En pleno asfalto de Madrid, entre terrazas llenas y tráfico incesante, durante varios días al año, el bullicio de la ciudad compartía espacio con otro tipo de murmullo: el canto de aves grabado, las conversaciones pausadas de naturalistas y el andar curioso de quienes cruzaban por la Madbird Fair, la feria internacional de observación de la naturaleza que transformaba el Paseo del Prado en un improvisado corredor ecológico.
La feria nació con una premisa sencilla pero poco común: acercar la naturaleza a la ciudad sin disfraces ni artificios. En lugar de trasladarse a un parque natural, la feria se colocaba justo en el corazón urbano, obligando al paseante ocasional a detenerse, mirar y —a menudo— repensar su relación con el entorno. Ese gesto, aparentemente menor, lo era todo.
Los expositores, venidos de distintos rincones de España y otros países europeos, montaban carpas modestas pero bien pensadas. Había cámaras trampa, telescopios terrestres, catálogos de aves, y una cantidad sorprendente de arte hecho a partir de la observación paciente. Uno podía encontrarse con un guía de la Sierra de Gredos explicando rutas sin masificar, al lado de una ONG que documentaba el paso de aves migratorias por el Estrecho de Gibraltar.

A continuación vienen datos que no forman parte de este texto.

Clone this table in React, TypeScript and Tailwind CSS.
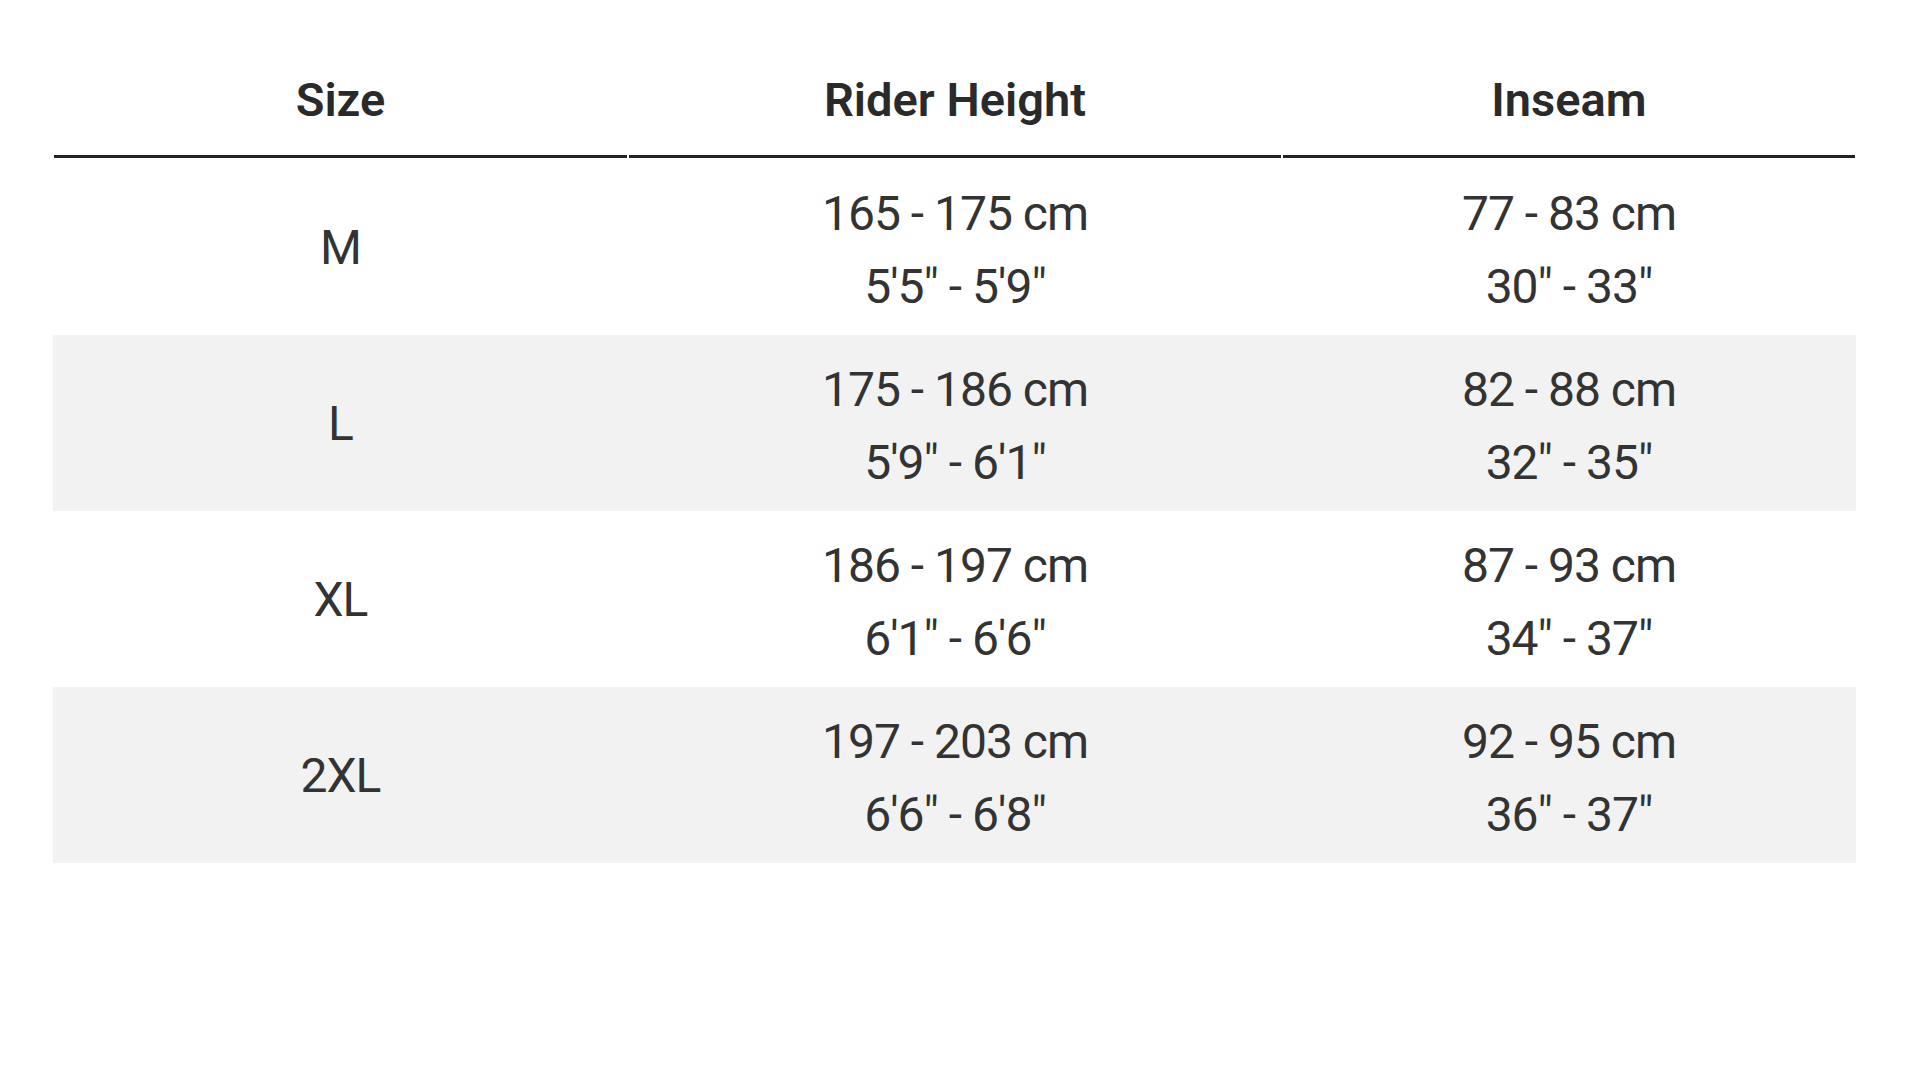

Nada en la feria parecía empujar al consumo rápido. No había souvenirs plásticos ni música invasiva. En cambio, se ofrecía información clara, herramientas para mirar mejor —literal y figuradamente—, y propuestas de turismo lento, sostenible, que valoran la biodiversidad local. Si uno se acercaba con algo de tiempo, podía asistir a una charla sobre los efectos del cambio climático en las aves esteparias, y luego participar en un taller de ilustración científica.
El perfil del visitante era variado: desde familias con niños pequeños que perseguían sombras de milanos reales en los carteles, hasta jubilados con prismáticos al cuello, pasando por turistas despistados que, al principio, no sabían muy bien qué estaban viendo. Pero incluso ellos se quedaban un rato. Eso ya era un logro.
La Madbird Fair no pretendía deslumbrar. Su éxito residía en su coherencia. Al estar en la calle, sin barreras de entrada, sin peajes, se abría a quien quisiera mirar. Y en ese mirar había aprendizaje. De pronto, uno entendía que Madrid no es solo tráfico y bares. También es vía de paso para especies migratorias, hogar de cernícalos y mirlos, y campo de acción para personas que trabajan con el paisaje, no contra él.
Hoy, al recordarla, es fácil pensar que la Madbird Fair ofrecía algo más que una feria: ofrecía una pausa sensata. Y esa pausa, aunque breve, dejaba huella.